This review contains spoilers for The Walking Dead season 11, episode 5, “Out of the Ashes.”
I take notes during every episode of The Walking Dead, but never before have I taken as many notes for a single episode as I did with “Out of the Ashes,” this week’s three-pronged episode that overall did well to juggle its A, B, and C plots. It’s rare for the show to attempt three plots and even rarer still for it to do it successfully like this.
While last week’s episode focused completely on Daryl, “Out of the Ashes” does a lot of heavy lifting to advance the plot in several areas. The main storyline follows Aaron, Carol, and more Alexandrians who return to the ashes of Hilltop with the intent to rummage for food scraps. Instead, they find directionless Whisperers, which of course causes a rift in our heroes’ group since Lydia is present and insists these seemingly downtrodden former cultists are just trying to move on from their past abuses.
Like last week, these scenes allow for some interesting introspection of cult dynamics.
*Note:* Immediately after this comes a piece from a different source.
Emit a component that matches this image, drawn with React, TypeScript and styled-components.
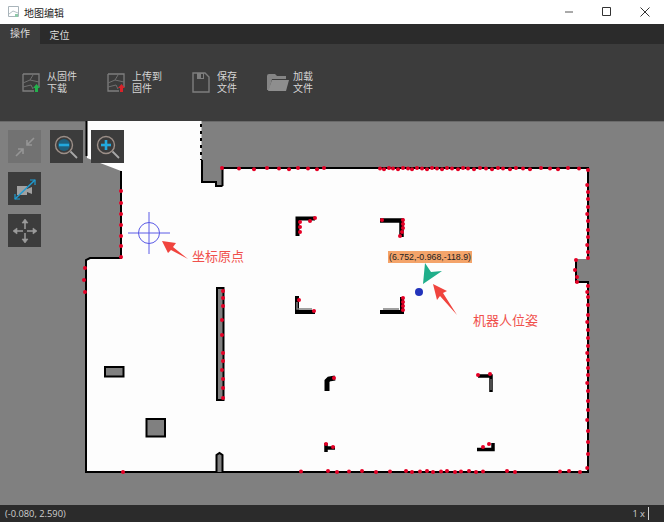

What do followers do when their leader is gone? For the Whisperers, it means herding zombies in a circle and sleeping in the ruins of Hilltop with nowhere to go. It means lying when you’re caught even though it digs you a deeper proverbial hole with the Alexandrians. They go into full-on survival mode, forgetting how to really do that without Alpha to steer them.
Aaron and Carol butt heads over how to treat the Whisperers — let them go or interrogate them for the whereabouts of more Whisperers? While I find Carol’s stance to be a bit absurd — she demands Aaron cease his unilateral torture of the lead Whisperer despite her own storied history of unilateral decisions — I do think it works in the context of what we’ve seen from other groups this season.
The Reapers torture using “extraordinary rendition,” a fancy government word for waterboarding. The Commonwealth, as best we’ve seen, merely interrogates. The Alexandrians fall much closer to the Reapers than the civilized Commonwealth on the human rights scale.
Speaking of the Commonwealth, we get our first tour of the inside in “Out of the Ashes,” and it does not disappoint. While the set looks a lot like a fake town you’d see in a section of Disney World, I think that’s on purpose. To our heroes, things must look almost artificial or too good to be true. Unless the show has a big trick up its sleeve, though, I don’t think that’s the case. It seems like this settlement really is the most advanced and prosperous in the story’s history, and soon the focus may shift to pondering whether our Alexandrians, molded by savagery, can assimilate to the Commonwealth way.
Seeing their onboarding video had an air of the Dharma Initiative videos in Lost, and as much as I enjoyed these scenes, it also invoked in me a sense of retroactive disappointment, remembering that so much of this series has just taken place in nondescript woods. The Commonwealth is the coolest place we’ve ever visited in The Walking Dead, and I hope the writers have properly remixed the comic in a way that will still satisfy on screen.
Across the board, “Out of the Ashes” is dripping with nostalgia for the history of The Walking Dead. Again, this is something I wish the show had been doing for years, but it’s better late than never. Things like Carl’s artwork he made for Judith before he died, Aaron having a nightmare about past haunts like the Wolves, and the establishing shots of what was once Hilltop all feel so awesomely reflective. This is the first episode of the season that feels like the train is coming into the station, but I’m sure we still have a lot more tragedy and gunfire to witness before things really settle down.
So often, the best part of a zombie story is the early days after “the fall.” On the mainline The Walking Dead, we never really saw that — only glimpses of it from Rick’s eyes following his coma. But because the show is so long in the tooth, now we’re getting to see something else that virtually no zombie series gets the chance to depict: “the return.” At the Commonwealth, I’m excited to see what rebuilding a broken world looks like from a group that may just prove capable of completing the project.